S’il n’y aura plus de commande de GLI F4, cela ne signifie pas pour autant l’interdiction du projectile. « La GLI F4 sera utilisée jusqu’à épuisement des stocks, assure la place Beauvau à Libération… sans préciser le nombre de ces grenades encore disponibles. Elles seront progressivement remplacées par la GM2L », déjà en dotation et utilisée sur la ZAD. La différence avec la première ? « Elle contient bien un effet lacrymogène et assourdissant, mais n’a pas l’effet déflagrant de la GLI F4 », selon l’Intérieur. Normal : dans l’appel d’offres de l’été dernier, le magazine L’Essor de la Gendarmerie a repéré que pour le lot numéro 5, intitulé « grenades assourdissantes lacrymogène », que le cahier des charges (qui n’est plus en ligne) précisait que « la composition pyrotechnique ne [devait] pas contenir d’explosif brisant. »

Silence et explosion
La GM2L répondrait donc à cet impératif : pas « d’éclat vulnérant », promet Beauvau, qui explique : « le dispositif pyrotechnique de la GM2L respecte le cahier des charges techniques. »

Selon la fiche technique de l’arme qu’a publiée l’Essor de la Gendarmerie « Les matériaux employés pour la fabrication de cette grenade (plastique polyéthylène élastomère) permettent de ne générer aucun éclat lors de son fonctionnement. »

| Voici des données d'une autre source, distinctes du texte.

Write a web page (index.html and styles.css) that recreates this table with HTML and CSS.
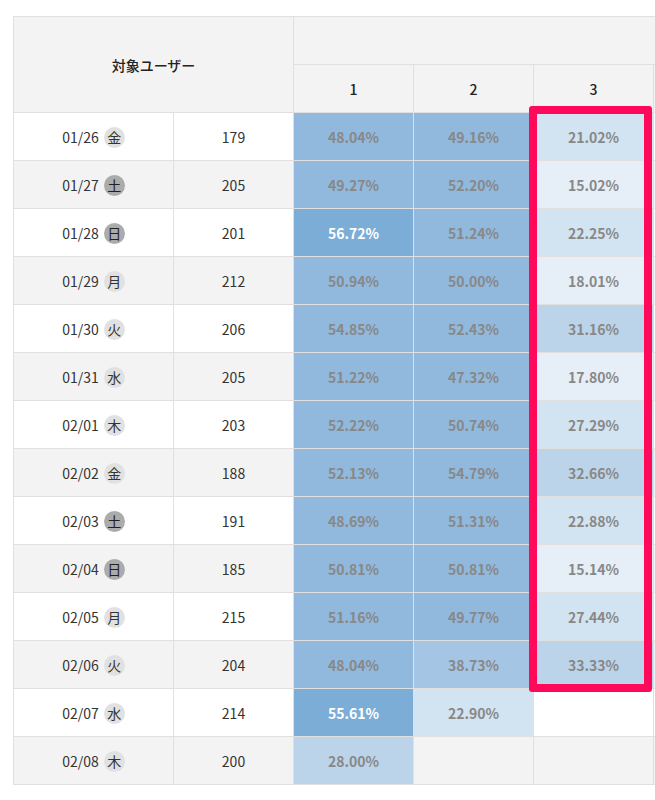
FILE: index.html
```html
<!DOCTYPE html>
<html lang="ja">
<head>
<meta charset="utf-8">
<link rel="stylesheet" href="styles.css">
</head>
<body>
<div class="wrap">
<table class="cohort">
  <colgroup>
    <col class="c-date"><col class="c-num"><col class="c-p"><col class="c-p"><col class="c-p"><col class="c-p">
  </colgroup>
  <thead>
    <tr><th colspan="2" rowspan="2" class="h-user">対象ユーザー</th><th colspan="4" class="h-top"></th></tr>
    <tr><th>1</th><th>2</th><th>3</th><th></th></tr>
  </thead>
  <tbody>
    <tr><td><span class="date">01/26</span><span class="dw">金</span></td><td>179</td><td class="p d">48.04%</td><td class="p d">49.16%</td><td class="p l">21.02%</td><td></td></tr>
    <tr><td><span class="date">01/27</span><span class="dw we">土</span></td><td>205</td><td class="p d">49.27%</td><td class="p d">52.20%</td><td class="p v">15.02%</td><td></td></tr>
    <tr><td><span class="date">01/28</span><span class="dw we">日</span></td><td>201</td><td class="p x">56.72%</td><td class="p d">51.24%</td><td class="p l">22.25%</td><td></td></tr>
    <tr><td><span class="date">01/29</span><span class="dw">月</span></td><td>212</td><td class="p d">50.94%</td><td class="p d">50.00%</td><td class="p v">18.01%</td><td></td></tr>
    <tr><td><span class="date">01/30</span><span class="dw">火</span></td><td>206</td><td class="p d">54.85%</td><td class="p d">52.43%</td><td class="p m">31.16%</td><td></td></tr>
    <tr><td><span class="date">01/31</span><span class="dw">水</span></td><td>205</td><td class="p d">51.22%</td><td class="p d">47.32%</td><td class="p v">17.80%</td><td></td></tr>
    <tr><td><span class="date">02/01</span><span class="dw">木</span></td><td>203</td><td class="p d">52.22%</td><td class="p d">50.74%</td><td class="p l">27.29%</td><td></td></tr>
    <tr><td><span class="date">02/02</span><span class="dw">金</span></td><td>188</td><td class="p d">52.13%</td><td class="p d">54.79%</td><td class="p m">32.66%</td><td></td></tr>
    <tr><td><span class="date">02/03</span><span class="dw we">土</span></td><td>191</td><td class="p d">48.69%</td><td class="p d">51.31%</td><td class="p l">22.88%</td><td></td></tr>
    <tr><td><span class="date">02/04</span><span class="dw we">日</span></td><td>185</td><td class="p d">50.81%</td><td class="p d">50.81%</td><td class="p v">15.14%</td><td></td></tr>
    <tr><td><span class="date">02/05</span><span class="dw">月</span></td><td>215</td><td class="p d">51.16%</td><td class="p d">49.77%</td><td class="p l">27.44%</td><td></td></tr>
    <tr><td><span class="date">02/06</span><span class="dw">火</span></td><td>204</td><td class="p d">48.04%</td><td class="p c">38.73%</td><td class="p m">33.33%</td><td></td></tr>
    <tr><td><span class="date">02/07</span><span class="dw">水</span></td><td>214</td><td class="p x">55.61%</td><td class="p l">22.90%</td><td></td><td></td></tr>
    <tr><td><span class="date">02/08</span><span class="dw">木</span></td><td>200</td><td class="p m">28.00%</td><td></td><td></td><td></td></tr>
  </tbody>
</table>
<div class="highlight"></div>
</div>
</body>
</html>
```

FILE: styles.css
```css
html, body {
  margin: 0;
  padding: 0;
  overflow: hidden;
  background: #fff;
}
body {
  font-family: "Noto Sans CJK JP", "Noto Sans", sans-serif;
  color: #333;
  font-size: 14px;
}
.wrap {
  position: relative;
  padding: 16px 0 0 13px;
  width: 800px;
}
.cohort {
  border-collapse: collapse;
  table-layout: fixed;
  width: 761px;
}
.c-date { width: 160px; }
.c-num { width: 120px; }
.c-p { width: 120px; }
.cohort th, .cohort td {
  border: 1px solid #e0e0e0;
  height: 48px;
  padding: 0;
  text-align: center;
  vertical-align: middle;
  box-sizing: border-box;
}
.cohort th {
  background: #f3f3f3;
  font-weight: 500;
  color: #222;
}
.h-user {
  font-weight: 700;
}
.cohort tbody tr:nth-child(even) {
  background: #f3f3f3;
}
.cohort tbody tr:nth-child(odd) {
  background: #fff;
}
.date {
  display: inline-block;
  vertical-align: middle;
}
.dw {
  display: inline-flex;
  align-items: center;
  justify-content: center;
  width: 21px;
  height: 21px;
  border-radius: 50%;
  background: #e1e1e1;
  margin-left: 5px;
  vertical-align: middle;
  font-size: 14px;
  color: #333;
}
.dw.we {
  background: #ababab;
  color: #222;
}
.p {
  color: #888;
  font-weight: 700;
}
.x { background: #7badd6; color: #fff; }
.d { background: #90b9dd; }
.c { background: #a4c6e4; }
.m { background: #bcd4ea; }
.l { background: #d2e3f1; }
.v { background: #e6eff8; }
.highlight {
  position: absolute;
  left: 529px;
  top: 106px;
  width: 123px;
  height: 586px;
  box-sizing: border-box;
  border: 8px solid #ff0a5b;
  border-radius: 3px;
  pointer-events: none;
}
```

La fiche est siglée Alsetex. L’entreprise qui fabrique la GM2L (et sa prédécesseure la GLI F4) ne nous a pas répondu. La communication de la maison mère Etienne Lacroix nous renvoie vers sa filiale, que nous avons relancé à plusieurs reprises, par mail et par téléphone, sans obtenir le moindre commentaire. Tout ce qu’on sait, on l’apprend dans l’avis d’attribution du marché : Alsetex était seul candidat pour le lot « grenades assourdissantes lacrymogènes ». Elle l’a remporté, avec une offre à 1,8 million d’euros (hors TVA). Combien achète-t-on de GM2L avec cette somme ? Là encore, silence, côté client et côté fabricant.